O fato é que nesta cidade, em um julho qualquer, descobri um rinque de patinação no gelo (mantido artificialmente, claro). E como qualquer criança curiosa quis "patinar" em todos os invernos que este "brinquedo" aparecia. Deixemos os detalhes desta experiência pra lá. O importante aqui é ficar claro que com isto, os patins de gelo, mas somente eles, ficaram justificados na capa das minhas lições.

Mas naquele ano, meu pai não tinha tirado férias e estava no Rio de Janeiro a trabalho. E assim fomos todos nós: minha mãe, meu irmão e eu, encontrá-lo e nos amontoar em um apart hotel no Rio, que em julho, não tem nada de 40º.

Ganhamos muito com isto já que, com a temperatura mais amena, conseguimos fazer todos os passeios de turista sem sofrimento. De taxi, de ônibus...foi uma delícia. Corcovado, Pão de Açúcar, Arcos da Lapa, as praias, os cariocas...foi a primeira vez na vida que pensei em morar na praia.

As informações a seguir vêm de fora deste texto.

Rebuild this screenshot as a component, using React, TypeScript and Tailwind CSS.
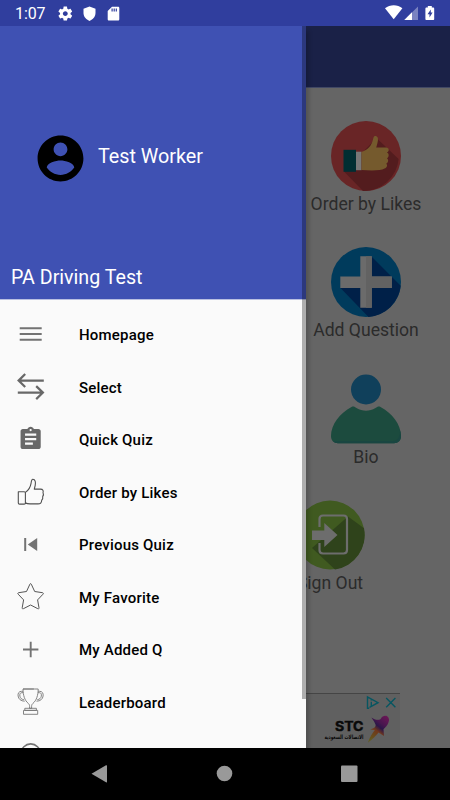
import React from "react";

type IconName = "menu" | "swap" | "clipboard" | "thumb" | "previous" | "star" | "plus" | "trophy" | "circle";

function MenuIcon({ name }: { name: IconName }) {
  return (
    <svg className="block h-[28px] w-[28px] shrink-0" viewBox="0 0 28 28" fill="none" stroke="#737373">
      {name === "menu" && <path d="M2.700 7.200h22M2.700 13h22M2.700 18.700h22" strokeWidth="2" />}
      {name === "swap" && (
        <path d="M1.800 7.600h25M8.200 1 1.600 7.600l6.600 6.400M.8 19.600h25M19.200 13.100l6.700 6.500-6.700 6.500" strokeWidth="2.200" stroke="#686868" />
      )}
      {name === "clipboard" && (
        <g transform="translate(.2 -.4) scale(1.12)" stroke="none" fill="#686868">
          <path d="M19 3h-4.180C14.400 1.840 13.300 1 12 1c-1.300 0-2.400.84-2.820 2H5c-1.100 0-2 .9-2 2v14c0 1.100.9 2 2 2h14c1.100 0 2-.9 2-2V5c0-1.100-.9-2-2-2zm-7 0c.55 0 1 .45 1 1s-.45 1-1 1-1-.45-1-1 .45-1 1-1zm2 14H7v-2h7v2zm3-4H7v-2h10v2zm0-4H7V7h10v2z" />
        </g>
      )}
      {name === "thumb" && (
        <path
          d="M1.400 13.800h5.800c.8 0 1.200.5 1.200 1.200v9.900c0 .7-.5 1.200-1.200 1.200H2.600c-.7 0-1.300-.5-1.300-1.200V13.800ZM8.400 14.400c3.200-2.200 5-5 5.700-9.300.3-2 .3-3.800 1.700-3.900 2.500-.1 3 3.300 2.400 6.100l-.9 3.800h6.200c2.500 0 3.100 1.800 2.500 3.500.7 1.400.4 2.900-.3 4 .3 1.500-.1 2.900-1 3.600-.1 2.300-1.400 3.700-3.700 3.700H13c-1.900 0-3.200-.2-4.600-1.200"
          strokeWidth="1.100"
          stroke="#505050"
          strokeLinejoin="round"
        />
      )}
      {name === "previous" && (
        <g stroke="none" fill="#737373">
          <path d="M7.200 7h2v13h-2zM20.200 7v13l-9.400-6.500z" />
        </g>
      )}
      {name === "star" && (
        <path
          d="M12.900 1.200c.4-.8 1-.8 1.400 0l3.400 7.300 7.800 1.200c.9.100 1.200.9.500 1.500l-5.400 5.700 1.400 7.900c.1.900-.5 1.300-1.200.9l-7.200-3.700-7.200 3.700c-.7.400-1.300 0-1.200-.9l1.400-7.900-5.400-5.700c-.7-.6-.4-1.400.5-1.500l7.800-1.200Z"
          strokeWidth="1"
          stroke="#555"
          strokeLinejoin="round"
        />
      )}
      {name === "plus" && <path d="M13.700 5.800v15.400M6 13.500h15.400" strokeWidth="1.900" />}
      {name === "trophy" && (
        <g stroke="#777" strokeWidth=".9" transform="translate(-.4 -.5)">
          <path d="M6.400 1.500h10.900m1 0h3.300c-.1 6-1.500 11.400-5.400 14.500-1.200 1-1.400 2.500-1.100 4.800h-2.200c.3-2.300.1-3.800-1.100-4.800C7.900 12.900 6.500 7.500 6.400 1.500ZM8.200 20.800h11.600v2.100H8.200zM6.900 22.900h14.200v3.900H6.900z" />
          <path d="M6.500 3.800H5C2.200 3.800 1.100 5.900 1.500 8.500c.4 3 2.600 5.100 6.600 5.200M6.600 5.200H5.200C3.500 5.200 2.900 6.700 3.300 8.700c.3 1.900 1.700 3.200 4 3.500M21.500 3.800H23c2.800 0 3.900 2.100 3.500 4.700-.4 3-2.600 5.100-6.600 5.200M21.400 5.200h1.400c1.700 0 2.300 1.500 1.900 3.500-.3 1.900-1.700 3.200-4 3.500" />
        </g>
      )}
      {name === "circle" && <circle cx="13.700" cy="12.500" r="9.600" strokeWidth="1.600" />}
    </svg>
  );
}

const menu: { icon: IconName; label: string }[] = [
  { icon: "menu", label: "Homepage" },
  { icon: "swap", label: "Select" },
  { icon: "clipboard", label: "Quick Quiz" },
  { icon: "thumb", label: "Order by Likes" },
  { icon: "previous", label: "Previous Quiz" },
  { icon: "star", label: "My Favorite" },
  { icon: "plus", label: "My Added Q" },
  { icon: "trophy", label: "Leaderboard" },
  { icon: "circle", label: "" },
];

function StatusBar() {
  return (
    <header className="flex h-[26px] shrink-0 items-center bg-[#303e9e] pl-[15px] pr-[14px] text-white">
      <span className="w-[42px] pt-[2px] text-[16px] leading-none tracking-[-0.1px]">1:07</span>
      <svg className="mt-px h-[16px] w-[66px]" viewBox="0 0 66 16" fill="white">
        <g transform="translate(-.1 -.8) scale(.7)">
          <path d="M19.430 12.980c.04-.32.070-.64.070-.98s-.030-.66-.070-.98l2.110-1.650c.19-.15.24-.42.12-.64l-2-3.460c-.12-.22-.39-.3-.61-.22l-2.490 1c-.52-.4-1.080-.73-1.690-.98l-.38-2.650C14.460 2.180 14.250 2 14 2h-4c-.25 0-.46.18-.49.42l-.38 2.650c-.61.25-1.170.59-1.690.98l-2.490-1c-.23-.09-.49 0-.61.22l-2 3.460c-.13.22-.07.49.12.64l2.110 1.650c-.04.32-.07.65-.07.98s.03.66.07.98l-2.110 1.650c-.19.15-.24.42-.12.64l2 3.460c.12.22.39.3.61.22l2.490-1c.52.4 1.080.73 1.690.98l.38 2.650c.03.24.24.42.49.42h4c.25 0 .46-.18.49-.42l.38-2.650c.61-.25 1.170-.59 1.690-.98l2.490 1c.23.09.49 0 .61-.22l2-3.460c.12-.22.07-.49-.12-.64l-2.110-1.650zM12 15.500c-1.930 0-3.500-1.570-3.500-3.500s1.570-3.500 3.500-3.500 3.500 1.570 3.500 3.500-1.570 3.500-3.500 3.500z" />
        </g>
        <path d="M32.500.5 38.500 2.800V7c0 3.600-2.500 6.600-6 7.900-3.500-1.300-6-4.300-6-7.900V2.800Z" />
        <path fillRule="evenodd" d="M55 .7h6c.8 0 1.300.5 1.300 1.300v11.200c0 .8-.5 1.300-1.300 1.300h-9c-.8 0-1.300-.5-1.300-1.300V5ZM54.500 2.500v3h1.200v-3Zm2.100 0v3h1.200v-3Zm2.100 0v3h1.200v-3Z" />
      </svg>
      <svg className="ml-auto h-[16px] w-[51px]" viewBox="0 0 51 16" fill="white">
        <path d="M0 3.300C5-.7 12.500-.7 17.400 3.300L8.700 14.200Z" />
        <path d="M33 1.500V15H19.300Z" opacity=".36" />
        <path d="M27 7.300V15h-7.700Z" />
        <path fillRule="evenodd" d="M42.800 1h4v1.400H48c.8 0 1.200.4 1.200 1.100v10.400c0 .7-.4 1.100-1.200 1.100h-6.400c-.8 0-1.200-.4-1.200-1.100V3.500c0-.7.4-1.100 1.200-1.100h1.200Zm3 3.500-3.300 4.800h2v3.200l3.100-4.900h-1.800Z" />
      </svg>
    </header>
  );
}

type TileName = "likes" | "add" | "bio" | "out";

function TileIcon({ name }: { name: TileName }) {
  return (
    <svg className="block h-[70px] w-[70px]" viewBox="0 0 70 70">
      {name === "likes" && (
        <>
          <circle cx="35" cy="35" r="35" fill="#692526" />
          <path d="M45.500 17 67.600 38A35 35 0 0 1 32 69.900L13 50.500Z" fill="#531c1e" />
          <path d="M12.500 28.800H25v22H12.500z" fill="#002e32" />
          <path d="M25 30.700h5.500v18.500H25z" fill="#777" />
          <path d="M30.500 31C37 28.500 40.500 25 42 18.500c.7-3.500 1.400-4.100 3.400-3.200 2.800 1.300 1.400 6.200-.2 11.300h10c3.100 0 3.500 4 .7 5 2.400.8 2.400 4.800 0 5.600 1.900 1 1.600 4.500-.7 5.300 1.700 1.600.7 4.500-1.700 5-3.600 2.400-13.600 2-23 1.600Z" fill="#755a2d" />
        </>
      )}
      {name === "add" && (
        <>
          <circle cx="35" cy="35" r="35" fill="#003b5c" />
          <path d="m40.500 9.500 29.200 29.200A35 35 0 0 1 37.500 70L9.500 41h20V30Z" fill="#002048" />
          <path d="M29.300 9.300h11.500v20.200h20V41h-20v19.800H29.300V41h-20V29.500h20z" fill="#6b6b6b" />
          <path d="M35 9.300h5.800v20.200h20V41h-20v19.800H35z" fill="#626262" />
        </>
      )}
      {name === "bio" && (
        <>
          <circle cx="35" cy="15.500" r="15" fill="#10405b" />
          <path d="M20.500 33c2-1 3.300 0 5 1 6 3.600 13 3.600 19 0 1.700-1 3-2 5-1C61 39 70 50.500 70 62c0 4.500-2.700 7.200-7 7.200H7C2.700 69.200 0 66.500 0 62c0-11.500 9-23 20.500-29Z" fill="#1c4b3e" />
          <path d="M68.500 55c1.500 7-1.500 12-7 12H2c1.200 1.500 2.800 2.200 5 2.200h56c4.300 0 7-2.700 7-7.200 0-2.400-.5-4.700-1.500-7Z" fill="#194641" />
        </>
      )}
      {name === "out" && (
        <>
          <circle cx="35" cy="35" r="34.500" fill="#405a20" />
          <path d="m53 16.500 16 11.800A35 35 0 0 1 40 69.600L17 48Z" fill="#2f431b" />
          <path d="M24.500 27V19q0-3.500 3.500-3.500h20.500q3.500 0 3.500 3.500v31q0 3.500-3.500 3.500H28q-3.500 0-3.500-3.500v-7" fill="none" stroke="#6d6d6d" strokeWidth="2.200" />
          <path d="M17 30.500h12.300V23L42.500 35 29.300 47v-7H17z" fill="#6d6d6d" />
        </>
      )}
    </svg>
  );
}

function Tile({ name, label }: { name: TileName; label: string }) {
  return (
    <div className="flex h-[126.600px] shrink-0 flex-col items-center">
      <TileIcon name={name} />
      <span className="whitespace-nowrap text-[17.600px] leading-[26px] text-[#2b2b2b]">{label}</span>
    </div>
  );
}

function Advertisement() {
  return (
    <aside className="ml-[50px] mt-auto flex h-[55px] w-[350px] shrink-0 justify-end border-t border-[#454545] bg-[#606060]">
      <div className="w-[5px] pt-[30px]">
        <i className="block h-[3px] w-[3px] rounded-full bg-[#28102e]" />
      </div>
      <div className="flex w-[61px] flex-col items-end pt-[26px] text-[#090909]">
        <svg className="h-[13px] w-[30px] overflow-visible" viewBox="0 0 30 13">
          <text x="1" y="10.500" textLength="28.500" lengthAdjust="spacingAndGlyphs" fontFamily="Inter, sans-serif" fontWeight="700" fontSize="13" fill="#090909" stroke="#090909" strokeWidth=".4">STC</text>
        </svg>
        <svg className="mt-px h-[9px] w-[40px] overflow-visible" viewBox="0 0 40 9">
          <text x="20" y="5" textAnchor="middle" direction="rtl" textLength="39" lengthAdjust="spacingAndGlyphs" fontFamily="DejaVu Sans, sans-serif" fontWeight="700" fontSize="6" fill="#090909">الاتصالات السعودية</text>
        </svg>
      </div>
      <svg className="h-[54px] w-[36px]" viewBox="0 0 36 54">
        <defs>
          <linearGradient id="bird" x1=".8" y1="0" x2=".2" y2="1">
            <stop stopColor="#671754" />
            <stop offset=".28" stopColor="#48174f" />
            <stop offset=".42" stopColor="#2b1548" />
            <stop offset=".58" stopColor="#70371d" />
            <stop offset="1" stopColor="#625c20" />
          </linearGradient>
          <filter id="soft"><feGaussianBlur stdDeviation=".7" /></filter>
        </defs>
        <path d="M7.500 23.500c3.500 2.500 6.500 3 9.200 1.500 1.500-3.500 6-4.200 7.700-1.500 1.800 3-.5 8-4.900 11.700L20 42l-5.500-3.500c-2.500 3.500-6 6.500-10.500 10 1.800-5.500 4.500-9.500 6.800-12.400l-4.600-.5c4-1.200 6-3 5.300-5.100-.6-2-2.300-4.400-4-7Z" fill="url(#bird)" filter="url(#soft)" />
      </svg>
      <svg className="-ml-[36px] mr-[2px] mt-[1px] h-[15px] w-[34px] shrink-0" viewBox="0 0 34 15" fill="none" stroke="#075661" strokeWidth="1.400">
        <path d="M5.500 12.300 14 7.700 3.500 2v11.300h1.700M7.300 6.800v4.400M7.300 4.200v1.200M22.200 3l9.200 9.200M31.400 3l-9.200 9.200" />
      </svg>
    </aside>
  );
}

function Drawer() {
  return (
    <nav className="absolute inset-y-0 left-0 flex w-[306px] flex-col overflow-hidden bg-[#fafafa] shadow-[3px_5px_4px_rgba(0,0,0,0.18)]">
      <div className="flex h-[274px] shrink-0 flex-col border-b border-[#b9bfe1] bg-[#3f51b3] text-white">
        <div className="flex h-[224px] pl-[33px] pt-[105px]">
          <svg className="block h-[55px] w-[55px]" viewBox="0 0 24 24" fill="black">
            <path d="M12 2C6.480 2 2 6.480 2 12s4.480 10 10 10 10-4.480 10-10S17.520 2 12 2zm0 3c1.660 0 3 1.340 3 3s-1.340 3-3 3-3-1.340-3-3 1.340-3 3-3zm0 14.200c-2.500 0-4.710-1.280-6-3.220.03-1.990 4-3.080 6-3.080 1.990 0 5.970 1.090 6 3.080-1.290 1.940-3.500 3.220-6 3.220z" />
          </svg>
          <span className="ml-[10px] mt-[12px] text-[19.750px] leading-[27px]">Test Worker</span>
        </div>
        <span className="ml-[11px] mt-[14px] text-[19.650px] leading-[28px]">PA Driving Test</span>
      </div>
      <ul className="pt-[8.700px]">
        {menu.map(({ icon, label }) => (
          <li key={icon} className="flex h-[52.500px] items-center pl-[17px]">
            <MenuIcon name={icon} />
            <span className="ml-[34px] pt-[0.800px] text-[15px] font-medium tracking-[0.200px] text-black">{label}</span>
          </li>
        ))}
      </ul>
      <div className="absolute right-0 top-0 h-[673px] w-[4px] bg-black/30" />
    </nav>
  );
}

export default function App() {
  return (
    <div className="flex h-[800px] w-[450px] flex-col overflow-hidden bg-black font-['Roboto',sans-serif]">
      <StatusBar />
      <div className="relative flex min-h-0 flex-1 flex-col overflow-hidden bg-[#656565]">
        <div className="h-[62px] shrink-0 border-b border-[#414865] bg-[#1a2147]" />
        <main className="flex min-h-0 flex-1 flex-col">
          <section className="ml-auto mr-[24px] flex w-[120px] flex-col pt-[32.500px]">
            <Tile name="likes" label="Order by Likes" />
            <Tile name="add" label="Add Question" />
            <Tile name="bio" label="Bio" />
            <div className="mr-[72px]"><Tile name="out" label="Sign Out" /></div>
          </section>
          <Advertisement />
        </main>
        <Drawer />
      </div>
      <footer className="flex h-[52px] shrink-0 items-center bg-black pl-[91px]">
        <svg className="h-[20px] w-[267px]" viewBox="0 0 267 20" fill="#999">
          <path d="M.5 9.800 15 1.300q1-.5 1 .5v16q0 1-1 .5Z" />
          <circle cx="133.500" cy="9.500" r="7.800" />
          <rect x="250" y="1.500" width="16.500" height="16.500" rx="1" />
        </svg>
      </footer>
    </div>
  );
}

Nesta fase eu já não tinha 60 tarefas pra fazer, era uma praticamente adolescente. Tinha somente uma redação de tema livre. E não sei bem se foi a viagem pra um destino novo, as praias e as belezas naturais do Rio, que sempre foi e será lindo, ou o apart-hotel que, apesar de apertado para os 4, era perfeitamente possível e aconchegante para uma pessoa e me fez pular anos à frente imaginando que na vida adulta moraria lá facilmente, que me inspirou.

Mas aconteceu que os meus costumazes temas "minhas férias", "minha viagem", "minha família", "meu cachorro" deram lugar para outro tipo de texto. Um descritivo, que acompanhava o crescimento de uma flor. Um hibisco pra ser mais precisa. Usei parágrafos intermináveis com todos os vocábulos que conhecia para descrever minuciosamente desde a semente na terra até o desabrochar em flor. Por fim, a flor era arrancada e lançada em cima de um caixão. "E assim apodreceria com a pessoa lá enterrada".

Mórbido? Obscuro? De mau gosto? Revelando um momento de transição? Vai saber...

A única coisa que sei é que esta foi a primeira e última redação que me rendeu um 10! E que me levou à maior de todas as mentiras: a de que eu poderia escrever.